Das wahre Leben sieht anders aus

Auch hier ließe sich einwenden: Grau, lieber Freund, ist alle Theorie. Das wahre Priesterleben sieht anders aus. Nach einer im Juni veröffentlichten Studie empfinden 54 Prozent von 9000 befragten Geistlichen den Zölibat als nicht erfüllend. 59 Prozent vermissen partnerschaftliche Bindung bzw. körperliche Intimität (54 Prozent) sowie eigene Kinder (52).

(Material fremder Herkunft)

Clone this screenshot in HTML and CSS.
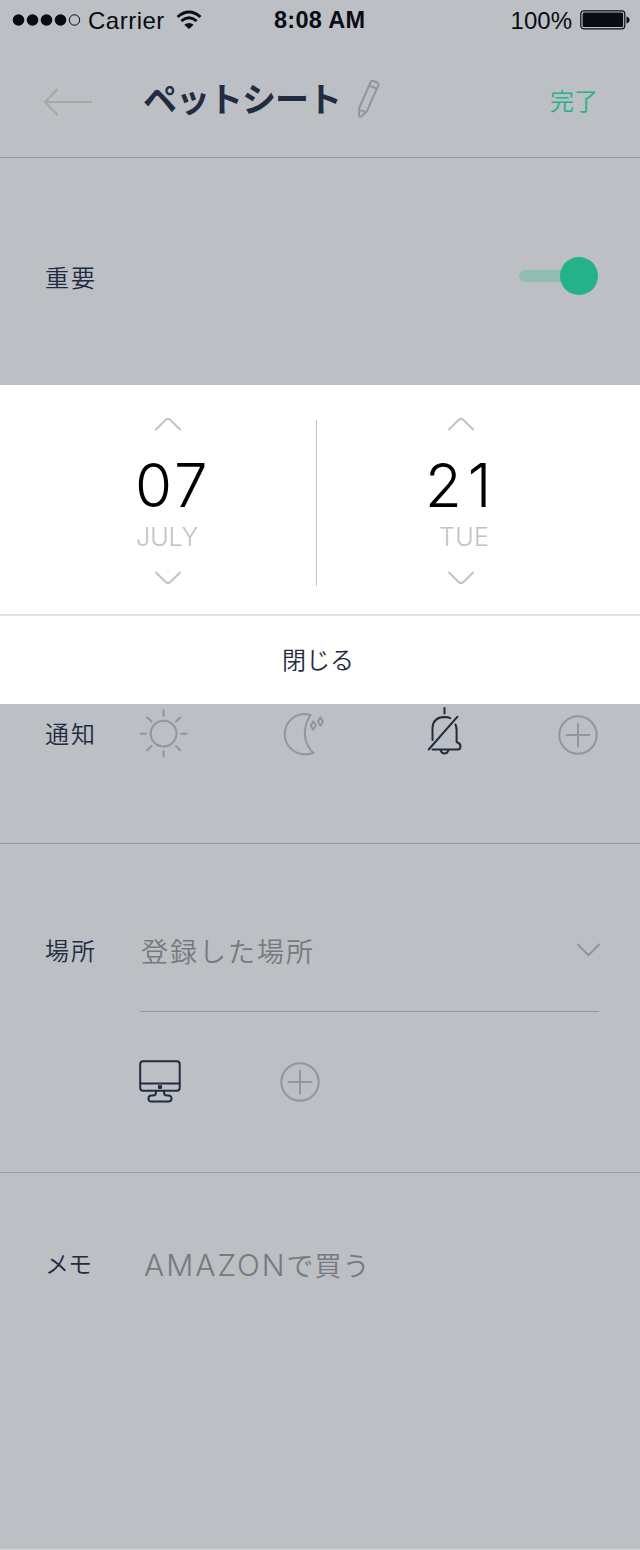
FILE: index.html
```html
<!DOCTYPE html>
<html lang="ja">
<head>
<meta charset="utf-8">
<title>ペットシート</title>
<link rel="stylesheet" href="styles.css">
</head>
<body>
<main class="screen">
  <div class="status">
    <div class="signal">
      <svg class="dots" width="70" height="14" viewBox="0 0 70 14"><g fill="#090c12"><circle cx="6.5" cy="7" r="5.8"/><circle cx="20.5" cy="7" r="5.8"/><circle cx="34.5" cy="7" r="5.8"/><circle cx="48.5" cy="7" r="5.8"/></g><circle cx="62.5" cy="7" r="5.2" fill="none" stroke="#090c12" stroke-width="1"/></svg>
      <span class="carrier">Carrier</span>
      <svg class="wifi" width="26" height="20" viewBox="0 0 26 20"><g fill="none" stroke="#090c12" stroke-width="2.900"><path d="M1.500 7Q13-3 24.500 7"/><path d="M5.300 11Q13 4.500 20.700 11"/></g><path d="M8.300 14.800Q13 11 17.700 14.800L13 19Z" fill="#090c12"/></svg>
    </div>
    <div class="time">8:08 AM</div>
    <div class="power">
      <span class="percent">100%</span>
      <svg width="50" height="20" viewBox="0 0 50 20"><rect x=".8" y=".8" width="44" height="18" rx="3" fill="none" stroke="#090c12" stroke-width="1.200"/><rect x="2.600" y="2.500" width="40.500" height="14.600" rx="1.500" fill="#090c12"/><path d="M46.500 6.500Q49.500 7.500 49.500 10T46.500 13.500Z" fill="#090c12"/></svg>
    </div>
  </div>

  <header class="nav">
    <svg class="back" width="50" height="28" viewBox="0 0 50 28"><path d="M14.500 1L2 14L14.500 27M2 14H49" fill="none" stroke="#a5a7ab" stroke-width="2"/></svg>
    <h1 class="title">ペットシート</h1>
    <svg class="pencil" width="24" height="40" viewBox="0 0 24 40" fill="none" stroke="#92959a" stroke-width="2" stroke-linejoin="round"><path d="M2 29.500L13.500 3.500Q14.500 1.200 17 2.100L20 3.300Q22.200 4.300 21.200 6.700L9.700 32.500L4.500 37.300Q2.300 38.600 2.200 36.500ZM12.300 6.500L19.800 9.700M2 32Q6 30.500 8.500 34"/></svg>
    <a class="done">完了</a>
  </header>

  <section class="important">
    <span class="label">重要</span>
    <div class="toggle"><span class="track"></span><span class="knob"></span></div>
  </section>

  <section class="picker">
    <div class="wheels">
      <div class="wheel month">
        <svg class="chev" width="28" height="14" viewBox="0 0 28 14"><path d="M2 12.500L11.300 3.200Q14 .5 16.700 3.200L26 12.500"/></svg>
        <div class="value">07</div>
        <div class="name">JULY</div>
        <svg class="chev" width="28" height="14" viewBox="0 0 28 14"><path d="M2 1.500L11.300 10.800Q14 13.500 16.700 10.800L26 1.500"/></svg>
      </div>
      <div class="divider"></div>
      <div class="wheel day">
        <svg class="chev" width="28" height="14" viewBox="0 0 28 14"><path d="M2 12.500L11.300 3.200Q14 .5 16.700 3.200L26 12.500"/></svg>
        <div class="value">21</div>
        <div class="name">TUE</div>
        <svg class="chev" width="28" height="14" viewBox="0 0 28 14"><path d="M2 1.500L11.300 10.800Q14 13.500 16.700 10.800L26 1.500"/></svg>
      </div>
    </div>
    <div class="close">閉じる</div>
  </section>

  <section class="notify">
    <span class="label">通知</span>
    <div class="options">
      <svg width="50" height="50" viewBox="0 0 50 50" class="muted"><circle cx="24.600" cy="24.600" r="12.900"/><path d="M24.600 1.500V7M24.600 42.200V47.500M1.500 24.800H7M42.200 24.800H47.500M8.200 8.500L12.500 12.500M41.200 8.500L37 12.500M8.200 41.200L12.500 37M41.200 41.200L37 37"/></svg>
      <svg width="44" height="44" viewBox="0 0 44 44" class="muted moon"><path d="M29.500 3Q26.500 2 22.500 2A20.200 20.200 0 0 0 22.500 42.300Q29 42.600 32.500 41C21.500 31 21.500 15 29.500 3Z"/><path d="M32.200 9.200L34.700 13.500L32.200 17.700L29.700 13.500ZM39.400 5.300L41.900 9.500L39.400 13.700L36.900 9.500Z"/></svg>
      <svg width="36" height="48" viewBox="0 0 36 48" class="dark bell"><path d="M17.500 1V6.500"/><path d="M5.500 33V21Q6 10.300 17.500 10Q21 10 23.200 11.200M28.500 17.500Q29.600 20 29.600 23V35Q33.500 36.500 33.500 39Q33.500 42.500 30.500 42.500H5.500M1.700 42.500L30.500 9.700M13.500 43Q14.500 46.500 17.500 46.500T21.500 43"/></svg>
      <svg width="40" height="40" viewBox="0 0 40 40" class="muted plus"><circle cx="20" cy="20" r="18.700"/><path d="M20 9V31.500M8.700 20H31.300"/></svg>
    </div>
  </section>

  <section class="place">
    <span class="label">場所</span>
    <div class="place-body">
      <div class="select">
        <span class="hint">登録した場所</span>
        <svg width="24" height="14" viewBox="0 0 24 14" class="muted"><path d="M2 1.500L12.500 12.300L23 1.500"/></svg>
      </div>
      <div class="devices">
        <svg width="42" height="43" viewBox="0 0 42 43" class="dark"><rect x="1.200" y="1.200" width="39.500" height="29.500" rx="3"/><path d="M1.200 23.500H40.700M17 31V32.500Q17 35.500 14 35.500H12.500Q9.500 35.500 9.500 38.600T12.500 41.500H29.500Q32.500 41.500 32.500 38.600T29.500 35.500H28Q25 35.500 25 32.500V31"/><circle cx="21" cy="27" r="1.200" fill="#222b3f"/></svg>
        <svg width="40" height="40" viewBox="0 0 40 40" class="muted"><circle cx="20" cy="20" r="18.700"/><path d="M20 8.500V31.500M8.500 20H31.500"/></svg>
      </div>
    </div>
  </section>

  <section class="memo">
    <span class="label">メモ</span>
    <div class="hint"><span class="latin">AMAZON</span><span class="kana">で買う</span></div>
  </section>
</main>
</body>
</html>
```

FILE: styles.css
```css
* { box-sizing: border-box; }
body { margin: 0; background: #d4d6d9; }
svg { display: block; flex: none; }
.screen {
  width: 640px;
  height: 1549px;
  background: #bcbfc4;
  color: #222b3f;
  font-family: "Noto Sans CJK JP", sans-serif;
  font-weight: 350;
  white-space: nowrap;
}

.status {
  display: flex;
  align-items: center;
  height: 40px;
  padding: 0 10px 0 12px;
  color: #090c12;
  font: 400 24px/41px "Liberation Sans", Arial, sans-serif;
}
.signal { display: flex; align-items: center; width: 262px; }
.carrier { width: 79px; margin-left: 6px; letter-spacing: .5px; }
.wifi { margin-left: 9px; }
.time { flex: 1; font-size: 23.5px; font-weight: 700; letter-spacing: .3px; }
.power { display: flex; align-items: center; gap: 8px; }

.nav {
  display: flex;
  align-items: center;
  height: 118px;
  padding: 5px 42px 0 43px;
  border-bottom: 1px solid #96999e;
}
.back { margin-top: 1px; }
.title { width: 210px; margin: -6px 0 0 50px; font-size: 34px; line-height: 50px; font-weight: 700; letter-spacing: -1px; }
.pencil { margin: -4px 0 0 4px; }
.done { margin: -3px 0 0 auto; color: #24b288; font-size: 24px; line-height: 36px; }

.label { flex: none; width: 95px; font-size: 24px; line-height: 36px; letter-spacing: 2px; }
.important {
  display: flex;
  align-items: center;
  justify-content: space-between;
  height: 227px;
  padding: 11px 42px 0 45px;
}
.toggle { display: flex; align-items: center; margin-bottom: 2px; }
.track { width: 60px; height: 12px; margin-right: -19px; border-radius: 6px; background: #8fbdb2; }
.knob { width: 38px; height: 38px; border-radius: 50%; background: #24b288; }

.picker { height: 319px; background: #fff; }
.wheels { display: flex; height: 231px; padding-top: 32px; border-bottom: 2px solid #e0e0e0; }
.wheel { display: flex; flex-direction: column; width: 316px; }
.divider { width: 1px; height: 166px; margin-top: 3px; background: #c2c2c2; }
.chev { fill: none; stroke: #c2c2c2; stroke-width: 2; stroke-linecap: round; }
.month .chev { margin-left: 154px; }
.day .chev { margin-left: 130px; }
.value { margin-top: 18px; color: #000; font: 300 60px/72px Inter, sans-serif; letter-spacing: 3px; }
.name { margin-top: -9px; height: 59px; color: #c2c2c2; font: 300 25px/50px Inter, sans-serif; }
.month .value { padding-left: 135px; }
.month .name { padding-left: 136px; }
.day .value { padding-left: 108px; letter-spacing: 6px; }
.day .name { padding-left: 122px; letter-spacing: .4px; }
.close { padding-left: 282px; font-size: 24px; line-height: 85px; }

.muted, .dark { fill: none; stroke: #92959a; stroke-width: 2; stroke-linecap: round; stroke-linejoin: round; }
.dark { stroke: #222b3f; }
.notify { display: flex; height: 140px; padding: 5px 42px 0 45px; border-bottom: 1px solid #92959a; }
.notify .label { margin-top: 6px; width: 94px; }
.options { display: flex; flex: 1; }
.moon { margin: 3px 0 0 92px; }
.bell { margin: -2px 0 0 102px; }
.plus { margin: 6px 0 0 auto; }

.place { display: flex; height: 329px; padding: 89px 41px 0 45px; border-bottom: 1px solid #9a9da2; }
.place .label { margin-top: -1px; }
.place-body { flex: 1; }
.select { display: flex; justify-content: space-between; height: 79px; border-bottom: 1px solid #92959a; }
.select svg { margin: 10px -1px 0 0; }
.hint { color: #76797e; font-size: 27px; line-height: 36px; letter-spacing: 2px; }
.select .hint { margin-left: 1px; }
.devices { display: flex; gap: 99px; padding-top: 48px; margin-left: -1px; }
.devices svg + svg { margin-top: 2px; }

.memo { display: flex; padding: 72px 0 0 45px; }
.memo .label { letter-spacing: -1px; }
.memo .hint { margin: 2px 0 0 4px; }
.latin { font: 300 30px/36px Inter, sans-serif; letter-spacing: 2px; }
.kana { letter-spacing: 1px; }
```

Mehr als ein Drittel gab an, unter Einsamkeit zu leiden und psychosomatische Probleme zu haben. Dazu passt das Studienresultat, wonach der Pornografie-Konsum unter Geistlichen nicht gering ist. Einen Zusammenhang zwischen Zölibat und Kindesmissbrauch sieht die Studie nicht. Initiator Wolfgang Weig: "Was der Zölibat bei den Männern anrichtet, ist schon genug, da muss nicht noch eine Perversion hinzukommen."

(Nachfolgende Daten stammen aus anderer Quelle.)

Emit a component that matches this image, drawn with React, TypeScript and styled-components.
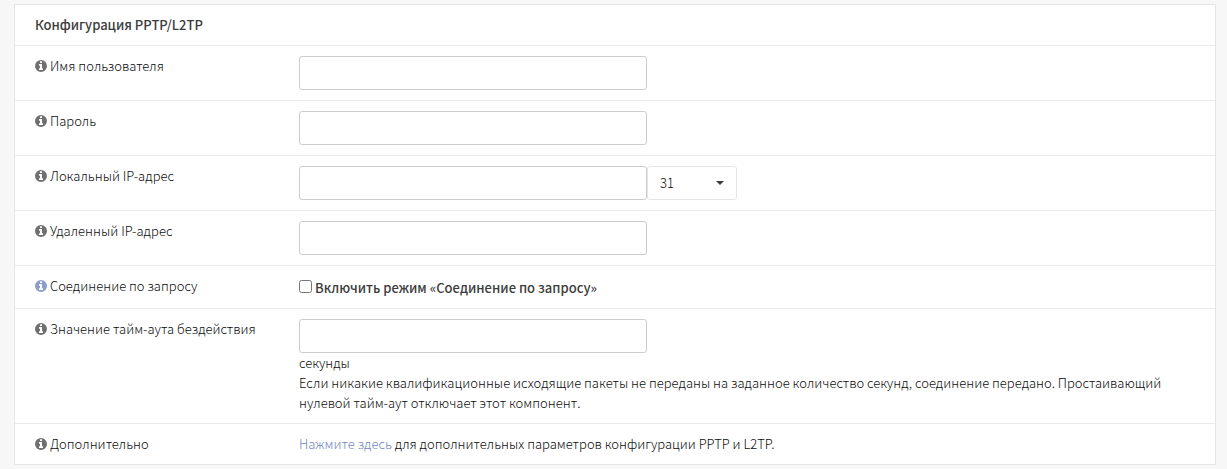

Bischöfe gehen auf Distanz

Bemerkenswert erscheint es, dass mittlerweile selbst Bischöfe auf Distanz zur uralten Kirchenregelung gehen. So bezweifelten Bischof Stephan Ackermann (Trier) oder Weihbischof Hans-Jochen Jaschke (Hamburg), dass der Pflichtzölibat zeitgemäß sei. Es gibt eine Tendenz dahin, dass es die Kirche ihren Priestern freistellen sollte, sich für ein gottgefälliges Leben als lediger oder verheirateter Mann zu entscheiden.

Wird Papst Franziskus dem Wunsch nach Wahlfreiheit entsprechen? Eher nicht. Wer sieht, wie schwer sich Rom mit dem Gedanken an ein Frauen-Diakonat tut, ahnt, dass hinter den vatikanischen Mauern in weiteren Zeitrahmen gedacht und gehandelt wird. So vernünftig eine Wahlfreiheit wäre, so gewiss erscheint auch, dass der Pflichtzölibat nicht allein den Priestermangel verursacht. Denn es ist ja nicht so, dass etwa bei den Protestanten, wo verheiratete Pfarrer und Pfarrerinnen gestattet sind, blühendes kirchliches Leben herrscht.